Nevertheless, the repatriation of refugees raises concerns regarding human rights. There have been reports of refugees being coerced into signing deportation papers and facing arrest upon their return to Syria. This underscores the importance of adopting a comprehensive and humane approach to the refugee crisis under Erdoğan’s administration.

Fifth, there is the question of how Erdogan’s win will be seen by budding autocrats everywhere. In many ways, Erdogan’s victory was clearly democratic. The vote itself was largely free and fair. Erdogan has also previously won many elections over his two-decades-long sting at Turkey’s leader, and most votes have been relatively free and fair.

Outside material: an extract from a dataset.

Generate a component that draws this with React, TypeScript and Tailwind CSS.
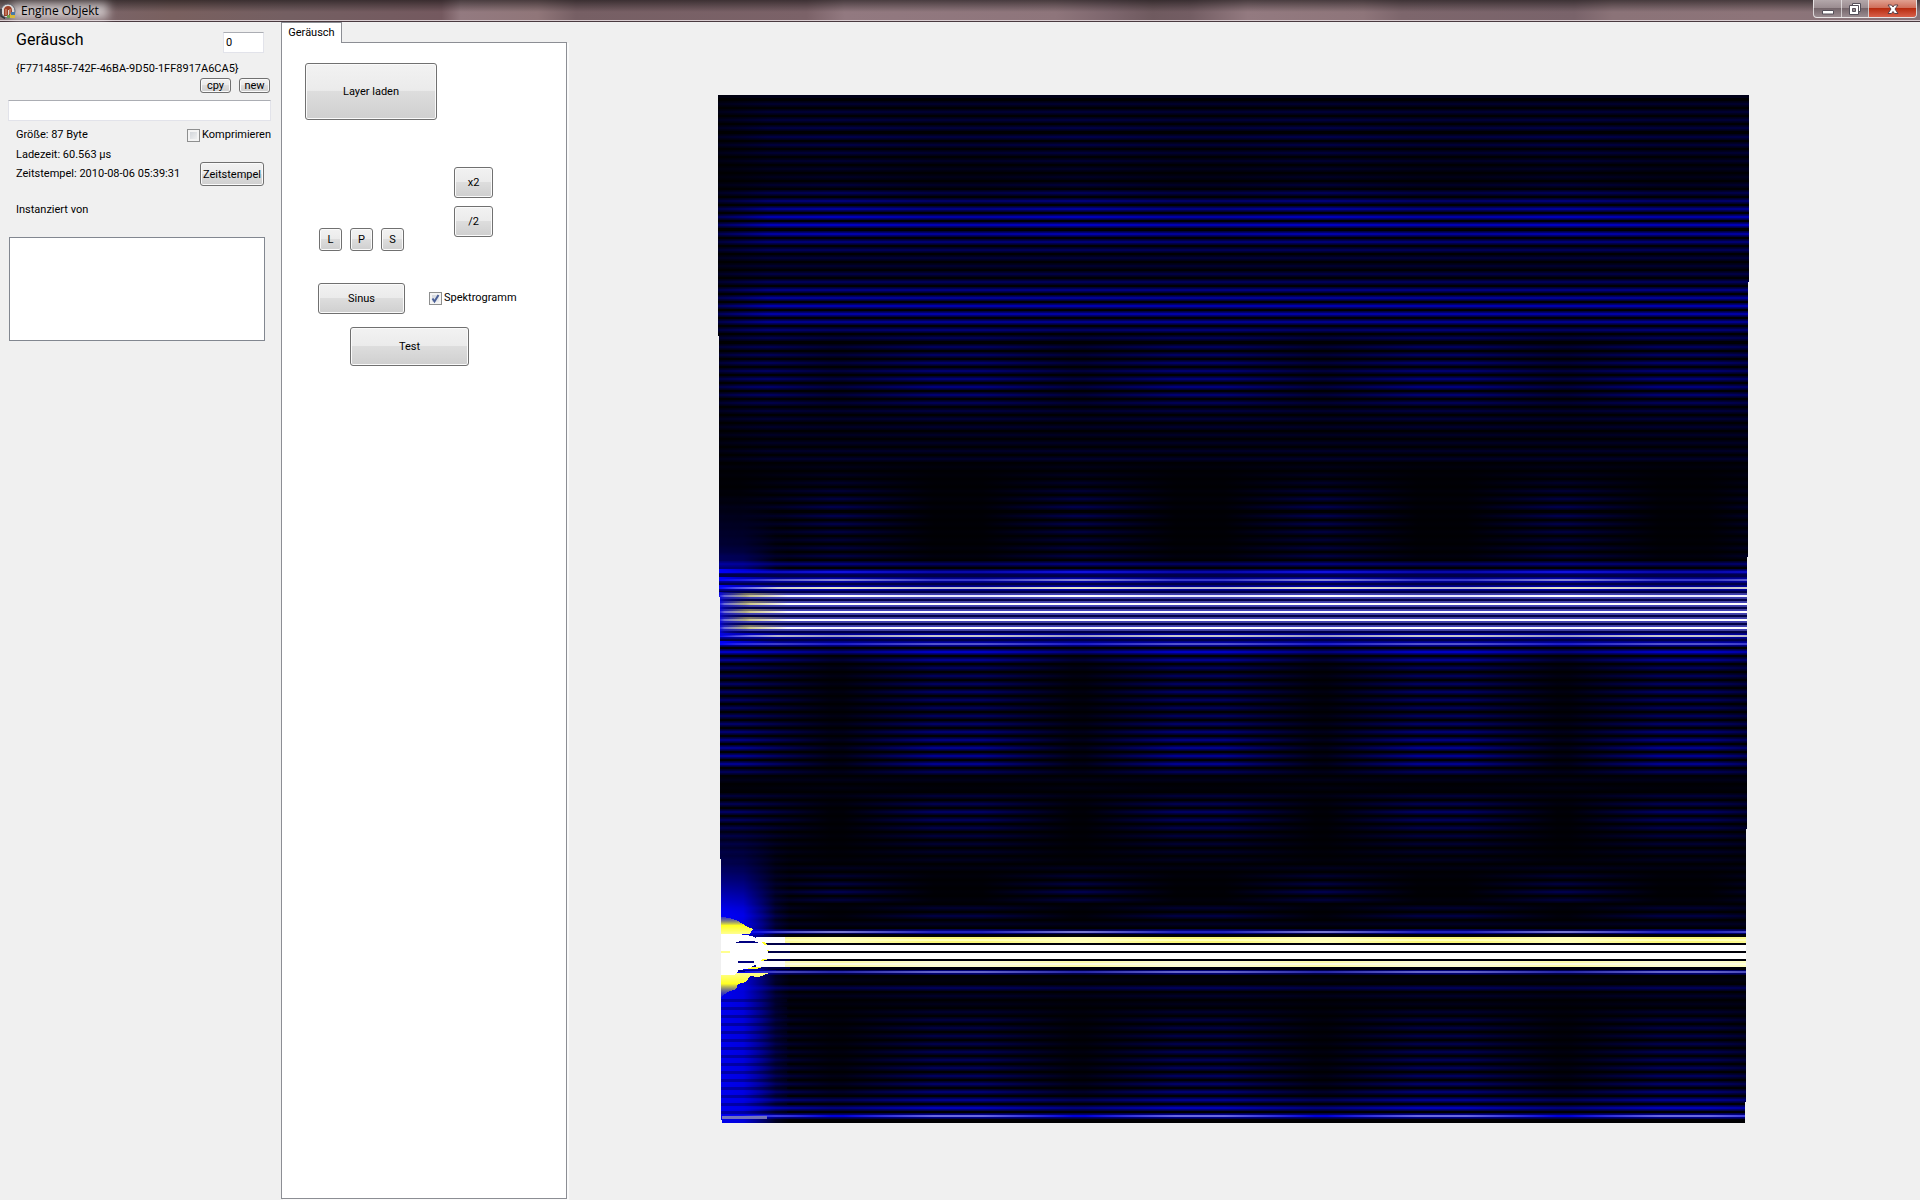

However, we write ‘vote’ and not ‘election’. Media ownership, state machinery and a series of legislative innovations have all given Erdogan a massive advantage before the vote itself. He had about ten times as much time on television as his opponent, his friends own all the media operations, and serious rivals, such as the popular Istanbul mayor, are held back by phoney court cases.

Erdogan’s own faux pas are not investigated, his family members’ extensive corruption is not investigated, and he uses his office as president for his political campaign. Erdogan is the most successful strongman leader today, successfully shaping the state and its laws to ensure his continued rule. He has some colleagues, such as Viktor Orbán in Hungary, Narendra Modi in India and Sheikh Hasina in Bangladesh. There are also a number of wannabes who failed, such as Rodrigo Duterte in the Philippines, the Rajapaksas in Sri Lanka and Jair Bolsonaro in Brazil. They are all nominally elected leaders in nominally electoral democracies.

Erdogan’s success builds on specific Turkish foundations, but there are elements of interest to future strongman leaders. However, his position rests on continuously maintaining his image as the nation’s protector, and because strongman leaders thrive on unrest and uncertainty, this creates volatile relations with neighbouring powers. In that context, his exemplary win is bad news for the rest of the world.